[Start]

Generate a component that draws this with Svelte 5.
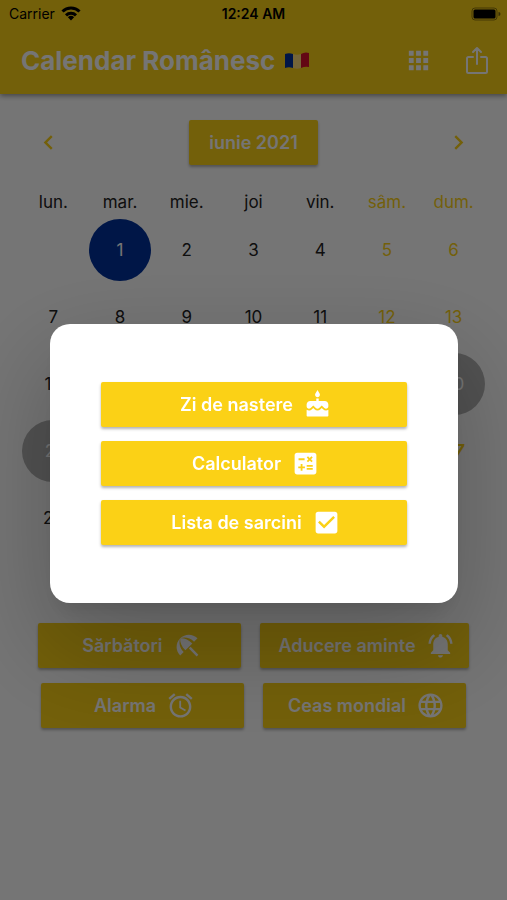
<script>
  const weekdays = ['lun.', 'mar.', 'mie.', 'joi', 'vin.', 'sâm.', 'dum.'];
  const days = [null, ...Array.from({ length: 30 }, (_, i) => i + 1)];
  const muted = [20, 21];

  const icons = {
    cake: 'M12 6c1.11 0 2-.9 2-2 0-.38-.1-.73-.29-1.03L12 0l-1.71 2.97c-.19.3-.29.65-.29 1.03 0 1.1.9 2 2 2zm4.6 9.99l-1.07-1.07-1.08 1.07c-1.3 1.3-3.58 1.31-4.89 0l-1.07-1.07-1.09 1.07C6.75 16.64 5.88 17 4.96 17c-.73 0-1.4-.23-1.96-.61V21c0 .55.45 1 1 1h16c.55 0 1-.45 1-1v-4.61c-.56.38-1.23.61-1.96.61-.92 0-1.79-.36-2.44-1.01zM18 9h-5V7h-2v2H6c-1.66 0-3 1.34-3 3v1.54c0 1.08.88 1.96 1.96 1.96.52 0 1.02-.2 1.38-.57l2.14-2.13 2.13 2.13c.74.74 2.03.74 2.77 0l2.14-2.13 2.13 2.13c.37.37.86.57 1.38.57 1.08 0 1.96-.88 1.96-1.96V12C21 10.34 19.66 9 18 9z',
    calculate: 'M19 3H5c-1.1 0-2 .9-2 2v14c0 1.1.9 2 2 2h14c1.1 0 2-.9 2-2V5c0-1.1-.9-2-2-2zm-5.97 4.06L14.09 6l1.41 1.41L16.91 6l1.06 1.06-1.41 1.41 1.41 1.41-1.06 1.06-1.41-1.4-1.41 1.41-1.06-1.06 1.41-1.41-1.41-1.42zm-6.78.66h5v1.5h-5v-1.5zM11.5 16h-2v2H8v-2H6v-1.5h2v-2h1.5v2h2V16zm6.5 1.25h-5v-1.5h5v1.5zm0-2.5h-5v-1.5h5v1.5z',
    check: 'M19 3H5c-1.11 0-2 .9-2 2v14c0 1.1.89 2 2 2h14c1.11 0 2-.9 2-2V5c0-1.1-.89-2-2-2zm-9 14l-5-5 1.41-1.41L10 14.17l7.59-7.59L19 8l-9 9z',
    umbrella: 'M13.127 14.56l1.43-1.43 6.44 6.443L19.57 21zm4.293-5.73l2.86-2.86c-3.95-3.95-10.35-3.96-14.3-.02 3.93-1.3 8.31-.25 11.44 2.88zM5.95 5.98c-3.94 3.95-3.93 10.35.02 14.3l2.86-2.86C5.7 14.29 4.65 9.91 5.95 5.98zm.02-.02l-.01.01c-.38 3.01 1.17 6.88 4.3 10.02l5.73-5.73c-3.13-3.13-7.01-4.68-10.02-4.3z',
    bell: 'M7.58 4.08L6.15 2.65C3.75 4.48 2.17 7.3 2.03 10.5h2c.15-2.65 1.51-4.97 3.55-6.42zm12.39 6.42h2c-.15-3.2-1.73-6.02-4.12-7.85l-1.42 1.43c2.02 1.45 3.39 3.77 3.54 6.42zM18 11c0-3.07-1.64-5.64-4.5-6.32V4c0-.83-.67-1.5-1.5-1.5s-1.5.67-1.5 1.5v.68C7.63 5.36 6 7.92 6 11v5l-2 2v1h16v-1l-2-2v-5zm-6 11c.14 0 .27-.01.4-.04.65-.14 1.18-.58 1.44-1.18.1-.24.15-.5.15-.78h-4c.01 1.1.9 2 2.01 2z',
    alarm: 'M22 5.72l-4.6-3.86-1.29 1.53 4.6 3.86L22 5.72zM7.88 3.39L6.6 1.86 2 5.71l1.29 1.53 4.59-3.85zM12.5 8H11v6l4.75 2.85.75-1.23-4-2.37V8zM12 4c-4.97 0-9 4.03-9 9s4.02 9 9 9c4.97 0 9-4.03 9-9s-4.03-9-9-9zm0 16c-3.87 0-7-3.13-7-7s3.13-7 7-7 7 3.13 7 7-3.13 7-7 7z',
    globe: 'M11.99 2C6.47 2 2 6.48 2 12s4.47 10 9.99 10C17.52 22 22 17.52 22 12S17.52 2 11.99 2zm6.93 6h-2.95c-.32-1.25-.78-2.45-1.38-3.56 1.84.63 3.37 1.91 4.33 3.56zM12 4.04c.83 1.2 1.48 2.53 1.91 3.96h-3.82c.43-1.43 1.08-2.76 1.91-3.96zM4.26 14C4.1 13.36 4 12.69 4 12s.1-1.36.26-2h3.38c-.08.66-.14 1.32-.14 2s.06 1.34.14 2H4.26zm.82 2h2.95c.32 1.25.78 2.45 1.38 3.56-1.84-.63-3.37-1.9-4.33-3.56zm2.95-8H5.08c.96-1.66 2.49-2.93 4.33-3.56C8.81 5.55 8.35 6.75 8.03 8zM12 19.96c-.83-1.2-1.48-2.53-1.91-3.96h3.82c-.43 1.43-1.08 2.76-1.91 3.96zM14.34 14H9.66c-.09-.66-.16-1.32-.16-2s.07-1.35.16-2h4.68c.09.65.16 1.32.16 2s-.07 1.34-.16 2zm.25 5.56c.6-1.11 1.06-2.31 1.38-3.56h2.95c-.96 1.65-2.49 2.93-4.33 3.56zM16.36 14c.08-.66.14-1.32.14-2s-.06-1.34-.14-2h3.38c.16.64.26 1.31.26 2s-.1 1.36-.26 2h-3.38z',
    left: 'M15.41 7.41L14 6l-6 6 6 6 1.41-1.41L10.83 12z',
    right: 'M10 6L8.59 7.41 13.17 12l-4.58 4.59L10 18l6-6z',
    apps: 'M4 8h4V4H4v4zm6 12h4v-4h-4v4zm-6 0h4v-4H4v4zm0-6h4v-4H4v4zm6 0h4v-4h-4v4zm6-10v4h4V4h-4zm-6 4h4V4h-4v4zm6 6h4v-4h-4v4zm0 6h4v-4h-4v4z'
  };

  const tools = [
    [['Sărbători', 'umbrella'], ['Aducere aminte', 'bell']],
    [['Alarma', 'alarm'], ['Ceas mondial', 'globe']]
  ];
  const dialogActions = [['Zi de nastere', 'cake'], ['Calculator', 'calculate'], ['Lista de sarcini', 'check']];
</script>

{#snippet icon(name)}
  <svg class="icon" viewBox="0 0 24 24" aria-hidden="true"><path d={icons[name]} /></svg>
{/snippet}

<div class="page">
  <header>
    <div class="status">
      <span class="carrier">
        Carrier
        <svg width="20" height="15" viewBox="0 0 20 15" aria-hidden="true">
          <g fill="none" stroke="#000" stroke-width="3">
            <path d="M1.5 5.5a12 12 0 0 1 17 0" />
            <path d="M5 9.3a7.2 7.2 0 0 1 10 0" />
          </g>
          <path d="M6.9 11.2a4.5 4.5 0 0 1 6.2 0L10 14.6z" />
        </svg>
      </span>
      <span class="time">12:24 AM</span>
      <svg class="battery" width="30" height="14" viewBox="0 0 30 14" aria-hidden="true">
        <rect x="1" y="1" width="25" height="12" rx="3" fill="none" stroke="#000" stroke-opacity=".4" />
        <rect x="2.5" y="2.5" width="22" height="9" rx="1.5" />
        <path d="M27.5 5v4a2 2 0 0 0 0-4z" fill-opacity=".5" />
      </svg>
    </div>
    <div class="appbar">
      <h1>
        Calendar Românesc
        <svg width="24" height="18" viewBox="0 0 24 18" role="img" aria-label="România">
          <path fill="#00319c" d="M0 2q4-1.5 8 0v14q-4-1.5-8 0z" />
          <path fill="#ffde7a" d="M8 2q4 1.5 8 0v14q-4 1.5-8 0z" />
          <path fill="#d8102c" d="M16 2q4-2.5 8-1v14q-4-1-8 1z" />
        </svg>
      </h1>
      <button class="plain" aria-label="Aplicații">{@render icon('apps')}</button>
      <button class="plain share" aria-label="Distribuie">
        <svg width="24" height="30" viewBox="0 0 24 30" fill="none" stroke="#fff" stroke-width="2" stroke-linejoin="round" stroke-linecap="round" aria-hidden="true">
          <path d="M8 11H3.5Q2 11 2 12.5v13Q2 27 3.5 27h17q1.5 0 1.5-1.5v-13Q22 11 20.5 11H16M12 18V2M8 6l4-4 4 4" />
        </svg>
      </button>
    </div>
  </header>

  <main>
    <div class="month">
      <button class="plain" aria-label="Luna anterioară">{@render icon('left')}</button>
      <button class="action">iunie 2021</button>
      <button class="plain" aria-label="Luna următoare">{@render icon('right')}</button>
    </div>

    <div class="grid weekdays">
      {#each weekdays as name, i}
        <span class:weekend={i > 4}>{name}</span>
      {/each}
    </div>
    <div class="grid days">
      {#each days as day, i}
        <span
          class:weekend={i % 7 > 4}
          class:selected={day === 1}
          class:muted={muted.includes(day)}
          class:special={day === 27}>{day ?? ''}</span>
      {/each}
    </div>

    <div class="tools">
      {#each tools as row}
        <div class="tool-row">
          {#each row as [label, name]}
            <button class="action with-icon">{label}{@render icon(name)}</button>
          {/each}
        </div>
      {/each}
    </div>
  </main>
</div>

<div class="overlay">
  <div class="dialog" role="dialog" aria-modal="true" aria-label="Instrumente">
    {#each dialogActions as [label, name]}
      <button class="action with-icon">{label}{@render icon(name)}</button>
    {/each}
  </div>
</div>

<style>
  :global(body) {
    margin: 0;
  }
  .page,
  .overlay {
    font-family: Inter, 'Liberation Sans', sans-serif;
    box-sizing: border-box;
  }
  .page {
    min-height: 100vh;
    background: #fff;
    color: #000;
  }
  button {
    font: inherit;
    border: 0;
    cursor: pointer;
  }
  svg {
    display: block;
    flex: none;
  }
  .icon {
    width: 29px;
    height: 29px;
    fill: currentColor;
  }
  header {
    background: #fbd116;
    box-shadow: 0 2px 5px rgba(0, 0, 0, 0.4);
  }
  .status {
    display: grid;
    grid-template-columns: 1fr auto 1fr;
    align-items: center;
    height: 27px;
    padding: 0 6px;
    font-size: 14px;
  }
  .carrier {
    display: flex;
    align-items: center;
    gap: 6px;
    padding-left: 3px;
  }
  .time {
    font-weight: 600;
  }
  .battery {
    justify-self: end;
  }
  .appbar {
    display: flex;
    align-items: center;
    height: 67px;
    padding: 0 18px 0 21px;
    color: #fff;
  }
  h1 {
    display: flex;
    align-items: center;
    gap: 10px;
    flex: 1;
    margin: 0;
    font-size: 26px;
    font-weight: 700;
    white-space: nowrap;
  }
  .plain {
    display: flex;
    padding: 0;
    background: none;
    color: inherit;
  }
  .share {
    margin-left: 32px;
  }
  .action {
    display: flex;
    align-items: center;
    justify-content: center;
    gap: 10px;
    height: 45px;
    padding: 0 20px;
    border-radius: 2px;
    background: #fbd116;
    color: #fff;
    font-size: 18px;
    font-weight: 600;
    white-space: nowrap;
    box-shadow: 0 2px 3px rgba(0, 0, 0, 0.3);
  }
  .with-icon {
    padding: 0 14px 0 18px;
  }
  main {
    padding: 26px 20px;
  }
  .month {
    display: flex;
    align-items: center;
    justify-content: space-between;
    padding: 0 14px;
    color: #fbd116;
  }
  .grid {
    display: grid;
    grid-template-columns: repeat(7, 1fr);
    justify-items: center;
    font-size: 17px;
    color: #222;
  }
  .weekdays {
    margin-top: 26px;
    line-height: 22px;
  }
  .days {
    margin-top: 6px;
    row-gap: 5px;
  }
  .days span {
    width: 62px;
    line-height: 62px;
    border-radius: 50%;
    text-align: center;
  }
  .weekend {
    color: #fbd116;
  }
  .days .selected {
    background: #00319c;
    color: #fff;
  }
  .days .muted {
    background: #b3b3b3;
    color: #fff;
  }
  .days .special {
    font-weight: 700;
    font-style: italic;
  }
  .tools {
    display: grid;
    gap: 15px;
    margin-top: 74px;
  }
  .tool-row {
    display: flex;
    justify-content: center;
    gap: 19px;
  }
  .tool-row .action {
    min-width: 203px;
  }
  .overlay {
    position: fixed;
    inset: 0;
    display: flex;
    align-items: center;
    padding: 26px 49px 0 50px;
    background: rgba(0, 0, 0, 0.54);
  }
  .dialog {
    display: grid;
    gap: 14px;
    flex: 1;
    padding: 58px 51px;
    border-radius: 20px;
    background: #fff;
    box-shadow:
      0 14px 20px -8px rgba(0, 0, 0, 0.1),
      0 40px 100px 10px rgba(0, 0, 0, 0.22);
  }
</style>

[End]

* OBJECTIVE: Find each line holding the word "with" and copy it.

* ANSWER FOR THIS EXERCISE:
Generate a component that draws this with Svelte 5.
            <button class="action with-icon">{label}{@render icon(name)}</button>
      <button class="action with-icon">{label}{@render icon(name)}</button>
  .with-icon {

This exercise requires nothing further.